### Required work
From the first line of the data through the line containing "import React from", return each line exactly.

====== Supplied information ======

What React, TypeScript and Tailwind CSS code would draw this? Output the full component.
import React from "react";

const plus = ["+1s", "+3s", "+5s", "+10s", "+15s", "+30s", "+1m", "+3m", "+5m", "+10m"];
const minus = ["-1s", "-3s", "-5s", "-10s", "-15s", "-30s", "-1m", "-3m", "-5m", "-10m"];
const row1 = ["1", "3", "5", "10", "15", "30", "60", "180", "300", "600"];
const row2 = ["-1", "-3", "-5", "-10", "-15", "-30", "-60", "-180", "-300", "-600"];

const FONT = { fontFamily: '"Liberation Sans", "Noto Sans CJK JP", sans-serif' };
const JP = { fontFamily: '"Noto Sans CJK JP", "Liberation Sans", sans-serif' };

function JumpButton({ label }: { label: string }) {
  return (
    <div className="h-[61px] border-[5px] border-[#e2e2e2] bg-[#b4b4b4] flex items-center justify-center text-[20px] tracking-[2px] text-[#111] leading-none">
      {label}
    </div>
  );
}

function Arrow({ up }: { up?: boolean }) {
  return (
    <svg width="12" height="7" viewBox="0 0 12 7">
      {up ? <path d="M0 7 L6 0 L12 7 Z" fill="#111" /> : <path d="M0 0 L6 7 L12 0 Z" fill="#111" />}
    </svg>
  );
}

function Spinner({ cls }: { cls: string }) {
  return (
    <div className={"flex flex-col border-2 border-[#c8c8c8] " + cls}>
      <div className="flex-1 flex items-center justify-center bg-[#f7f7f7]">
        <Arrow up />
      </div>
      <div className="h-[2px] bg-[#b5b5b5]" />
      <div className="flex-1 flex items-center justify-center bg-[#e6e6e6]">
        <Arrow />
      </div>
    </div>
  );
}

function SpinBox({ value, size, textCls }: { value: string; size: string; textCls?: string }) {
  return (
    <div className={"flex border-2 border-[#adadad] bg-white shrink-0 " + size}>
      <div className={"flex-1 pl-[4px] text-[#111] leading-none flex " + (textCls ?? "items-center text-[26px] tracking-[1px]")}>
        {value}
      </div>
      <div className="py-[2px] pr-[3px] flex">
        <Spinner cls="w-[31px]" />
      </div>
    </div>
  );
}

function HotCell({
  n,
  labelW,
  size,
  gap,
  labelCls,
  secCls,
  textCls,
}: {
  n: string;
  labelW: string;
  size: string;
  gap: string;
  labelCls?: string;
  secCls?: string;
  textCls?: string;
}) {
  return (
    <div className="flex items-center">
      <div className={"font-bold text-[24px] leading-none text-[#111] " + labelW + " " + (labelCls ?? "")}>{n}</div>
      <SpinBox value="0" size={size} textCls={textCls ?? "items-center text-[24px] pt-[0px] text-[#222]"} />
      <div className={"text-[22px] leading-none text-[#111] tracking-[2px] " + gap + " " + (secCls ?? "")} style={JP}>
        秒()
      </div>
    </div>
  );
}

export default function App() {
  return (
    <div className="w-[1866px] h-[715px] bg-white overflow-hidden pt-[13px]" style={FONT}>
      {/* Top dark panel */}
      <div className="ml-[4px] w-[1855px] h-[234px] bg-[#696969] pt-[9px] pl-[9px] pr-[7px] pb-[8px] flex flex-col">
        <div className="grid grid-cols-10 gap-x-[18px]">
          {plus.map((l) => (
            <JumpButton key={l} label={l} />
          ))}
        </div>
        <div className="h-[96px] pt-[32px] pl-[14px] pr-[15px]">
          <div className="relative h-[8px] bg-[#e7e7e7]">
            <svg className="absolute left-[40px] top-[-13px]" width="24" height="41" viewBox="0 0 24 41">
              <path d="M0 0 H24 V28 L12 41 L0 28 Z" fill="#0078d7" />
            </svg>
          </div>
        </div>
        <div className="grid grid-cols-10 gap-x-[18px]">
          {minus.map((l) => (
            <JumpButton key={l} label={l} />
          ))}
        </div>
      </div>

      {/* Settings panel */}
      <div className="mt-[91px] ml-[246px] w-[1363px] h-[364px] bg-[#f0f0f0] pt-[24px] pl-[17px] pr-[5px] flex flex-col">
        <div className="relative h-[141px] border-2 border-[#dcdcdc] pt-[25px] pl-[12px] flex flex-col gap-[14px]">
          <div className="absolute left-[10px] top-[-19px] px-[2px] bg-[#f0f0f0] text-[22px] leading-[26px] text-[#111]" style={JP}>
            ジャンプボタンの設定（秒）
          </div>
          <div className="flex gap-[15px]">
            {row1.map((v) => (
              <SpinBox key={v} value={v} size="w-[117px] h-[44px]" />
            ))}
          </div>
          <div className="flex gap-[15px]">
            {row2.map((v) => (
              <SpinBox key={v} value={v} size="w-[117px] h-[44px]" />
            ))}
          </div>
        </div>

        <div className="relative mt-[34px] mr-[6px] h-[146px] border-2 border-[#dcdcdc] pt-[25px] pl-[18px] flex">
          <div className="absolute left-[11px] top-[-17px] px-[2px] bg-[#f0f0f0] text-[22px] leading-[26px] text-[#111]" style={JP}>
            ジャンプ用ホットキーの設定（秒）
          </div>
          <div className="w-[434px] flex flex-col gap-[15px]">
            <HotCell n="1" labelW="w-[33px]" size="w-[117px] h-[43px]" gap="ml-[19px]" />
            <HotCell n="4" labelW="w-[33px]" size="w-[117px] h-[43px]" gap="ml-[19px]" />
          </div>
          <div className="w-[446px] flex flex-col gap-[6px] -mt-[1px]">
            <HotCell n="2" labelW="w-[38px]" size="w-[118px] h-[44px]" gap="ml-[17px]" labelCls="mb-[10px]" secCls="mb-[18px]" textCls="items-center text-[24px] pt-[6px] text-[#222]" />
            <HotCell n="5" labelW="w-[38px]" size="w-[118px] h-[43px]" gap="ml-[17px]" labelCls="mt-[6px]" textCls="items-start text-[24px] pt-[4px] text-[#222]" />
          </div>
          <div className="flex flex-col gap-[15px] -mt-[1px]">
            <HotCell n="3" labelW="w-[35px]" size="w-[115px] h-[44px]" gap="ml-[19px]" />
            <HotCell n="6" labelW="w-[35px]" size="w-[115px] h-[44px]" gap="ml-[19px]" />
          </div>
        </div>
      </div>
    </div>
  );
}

======

### Answer
What React, TypeScript and Tailwind CSS code would draw this? Output the full component.
import React from "react";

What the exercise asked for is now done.